Todd Edwards pioneered treating individual vocal syllables as instruments by reversing, pitch-shifting, and chopping them rhythmically
Todd Edwards’ vocal production technique, which became foundational to UK garage, treats human speech and singing not as text to be heard but as timbral raw material: individual syllables are isolated, reversed, pitch-shifted, and arranged as rhythmic hooks rather than coherent lyrics. ‘Instead of having full verses and choruses, Edwards picked out vocal phrases and played them like an instrument.
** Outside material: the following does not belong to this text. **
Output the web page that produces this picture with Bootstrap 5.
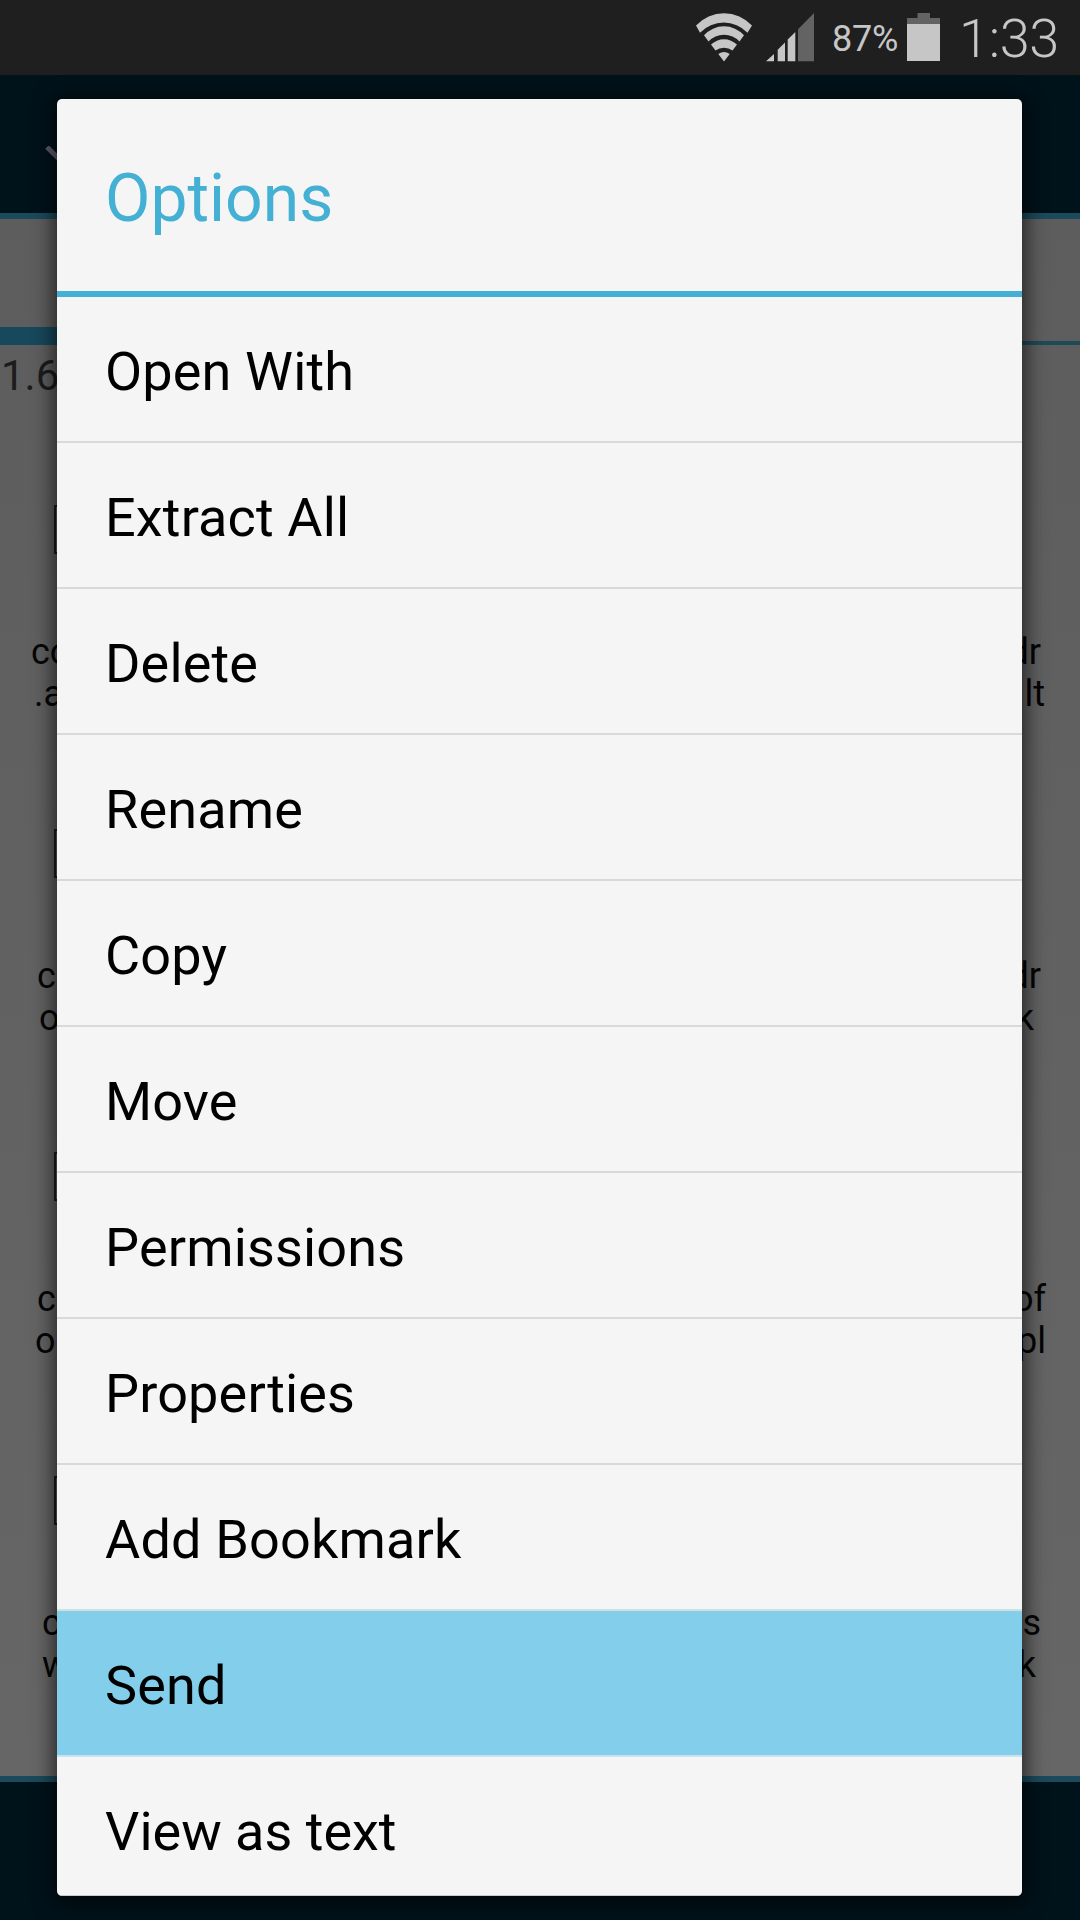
<!DOCTYPE html>
<html lang="en">
<head>
<meta charset="utf-8">
<meta name="viewport" content="width=device-width, initial-scale=1">
<title>Options</title>
<link href="https://cdn.jsdelivr.net/npm/bootstrap@5.3.0/dist/css/bootstrap.min.css" rel="stylesheet">
<style>
body{font-family:Roboto,"Noto Sans",sans-serif;background:#00121a}
.screen{width:1080px;height:1920px;background:#00121a}
.statusbar{height:75px;background:#1f1f1f;color:#c6c6c6;padding-left:696px;line-height:1}
.statusbar svg{display:block;flex:none}
.signal-icon{margin-left:14px}
.battery-icon{margin-left:2px}
.pct{font-size:36px;width:74px;margin:3px 0 0 17px;padding-left:1px;letter-spacing:-.2px}
.clock{font-size:54px;font-weight:300;margin:2px 0 0 19px;letter-spacing:-.3px}
.appbar{height:144px;border-bottom:6px solid #1b4a5c;padding:71px 0 0 44px}
.appbar svg{display:block}
.content-area{height:1557px;background:linear-gradient(#5d5d5d,#666);overflow:hidden}
.tabs-strip{height:126px}
.tab-on{width:360px;border-bottom:18px solid #17485c}
.tab-off{border-bottom:4px solid #1e4a57}
.path-line{height:85px;font-size:42px;line-height:50px;padding:6px 0 0 1px;color:#1c1c1c}
.file-row{height:323.6px;padding-top:75px;font-size:36px;line-height:42px;color:#050505}
.tick-box{width:48px;height:49px;border:2px solid #1c1c1c;margin:0 0 77px 54px}
.l31{padding-left:31px}.l34{padding-left:34px}.l35{padding-left:35px}.l37{padding-left:37px}.l39{padding-left:39px}.l42{padding-left:42px}
.r39{padding-right:39px}.r35{padding-right:35px}.r46{padding-right:46px}.r34{padding-right:34px}.r44{padding-right:44px}
.bottombar{height:144px;border-top:6px solid #1b4a5c}
.dialog-panel{left:57px;top:99px;width:965px;height:1797px;background:#f5f5f5;border-radius:5px;overflow:hidden;box-shadow:0 3px 20px 4px rgba(0,0,0,.62)}
.dialog-head{height:198px;border-bottom:6px solid #43b0d4;color:#43b0d4;font-size:66px;line-height:78px;padding:61px 48px 0}
.option-list{--bs-list-group-bg:transparent}
.option-list .list-group-item{height:146px;padding:3px 48px 0;border:0;border-bottom:2px solid #d9d9d9;font-size:54px;line-height:144px;letter-spacing:.16px;color:#000;background:transparent;border-radius:0}
.option-list .list-group-item.before-sel{border-bottom-color:#c5e4ea}
.option-list .list-group-item.sel{background:#83ceeb;border-bottom-color:#c5e4f0;box-shadow:inset 0 1px #9cc8d8}
.option-list .list-group-item:last-child{height:140px;border-bottom:2px solid #c8cccd;letter-spacing:0}
</style>
</head>
<body>
<div class="screen position-relative overflow-hidden d-flex flex-column">
  <div class="statusbar d-flex align-items-center flex-shrink-0">
    <svg width="56" height="49" viewBox="0 0 56 49" fill="#c6c6c6"><path d="M0 12.5A38 38 0 0 1 56 12.5L51.5 19.7A33 33 0 0 0 4 19.7ZM8 22.3A26.7 26.7 0 0 1 48 22.3L43.5 28.5A21 21 0 0 0 12.5 28.5ZM15 31.5A18.8 18.8 0 0 1 41 31.5L36.5 37.5A14.3 14.3 0 0 0 19.5 37.5ZM22.3 41A10 10 0 0 1 33.7 41L28 48.6Z"/></svg>
    <svg class="signal-icon" width="48" height="49" viewBox="0 0 48 49" fill="#c6c6c6"><path d="M0 48.3L8 41V48.3ZM11.7 36.7L19 29.4V48.3H11.7ZM21.7 26.6L29.3 19V48.3H21.7Z"/><path fill="#636363" d="M32 16.3L48 0V48.3H32Z"/></svg>
    <div class="pct">87%</div>
    <svg class="battery-icon" width="33" height="49" viewBox="0 0 33 49"><path fill="#636363" d="M10.5 0H23V5H33V11H0V5H10.5Z"/><path fill="#c6c6c6" d="M0 11H33V48H0Z"/></svg>
    <div class="clock">1:33</div>
  </div>
  <div class="appbar flex-shrink-0">
    <svg width="48" height="30" viewBox="0 0 48 30" fill="none" stroke="#5a5e6a" stroke-width="5"><path d="M3 1L23 21L43 1"/></svg>
  </div>
  <div class="content-area flex-shrink-0">
    <div class="tabs-strip d-flex"><div class="tab-on"></div><div class="tab-off flex-grow-1"></div></div>
    <div class="path-line">1.6</div>
    <div class="file-row"><div class="tick-box"></div>
      <div class="d-flex justify-content-between l31 r39"><span>co</span><span>dr</span></div>
      <div class="d-flex justify-content-between l34 r35"><span>.a</span><span>lt</span></div></div>
    <div class="file-row"><div class="tick-box"></div>
      <div class="d-flex justify-content-between l37 r39"><span>c</span><span>dr</span></div>
      <div class="d-flex justify-content-between l39 r46"><span>o</span><span>k</span></div></div>
    <div class="file-row"><div class="tick-box"></div>
      <div class="d-flex justify-content-between l37 r34"><span>c</span><span>of</span></div>
      <div class="d-flex justify-content-between l35 r34"><span>o</span><span>pl</span></div></div>
    <div class="file-row"><div class="tick-box"></div>
      <div class="d-flex justify-content-between l42 r39"><span>c</span><span>s</span></div>
      <div class="d-flex justify-content-between l42 r44"><span>w</span><span>k</span></div></div>
  </div>
  <div class="bottombar flex-shrink-0"></div>

  <div class="dialog-panel position-absolute">
    <div class="dialog-head">Options</div>
    <div class="list-group list-group-flush option-list">
      <div class="list-group-item">Open With</div>
      <div class="list-group-item">Extract All</div>
      <div class="list-group-item">Delete</div>
      <div class="list-group-item">Rename</div>
      <div class="list-group-item">Copy</div>
      <div class="list-group-item">Move</div>
      <div class="list-group-item">Permissions</div>
      <div class="list-group-item">Properties</div>
      <div class="list-group-item before-sel">Add Bookmark</div>
      <div class="list-group-item sel">Send</div>
      <div class="list-group-item">View as text</div>
    </div>
  </div>
</div>
<script src="https://cdn.jsdelivr.net/npm/bootstrap@5.3.0/dist/js/bootstrap.bundle.min.js"></script>
</body>
</html>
Often, individual syllables were reversed or pitch-shifted.’ This approach transforms the voice into a percussive, melodic element — the ‘chopped vocal’ became a UKG signature that persists in contemporary production (future garage, NUKG, pop).
Examples
Todd Edwards — ‘The Praise (God in His Hand)’: chopped diva syllables on the offbeat as melodic rhythm. Compare a raw R&B vocal to its UKG-chopped version to hear the transformation from sung phrase to instrumental hook.
Assessment
Take a vocal sample and chop it into single syllables. Rearrange two syllables rhythmically on an offbeat position; reverse one; pitch-shift one up a fifth. Describe how the result differs from the original in terms of function (melodic vs. percussive).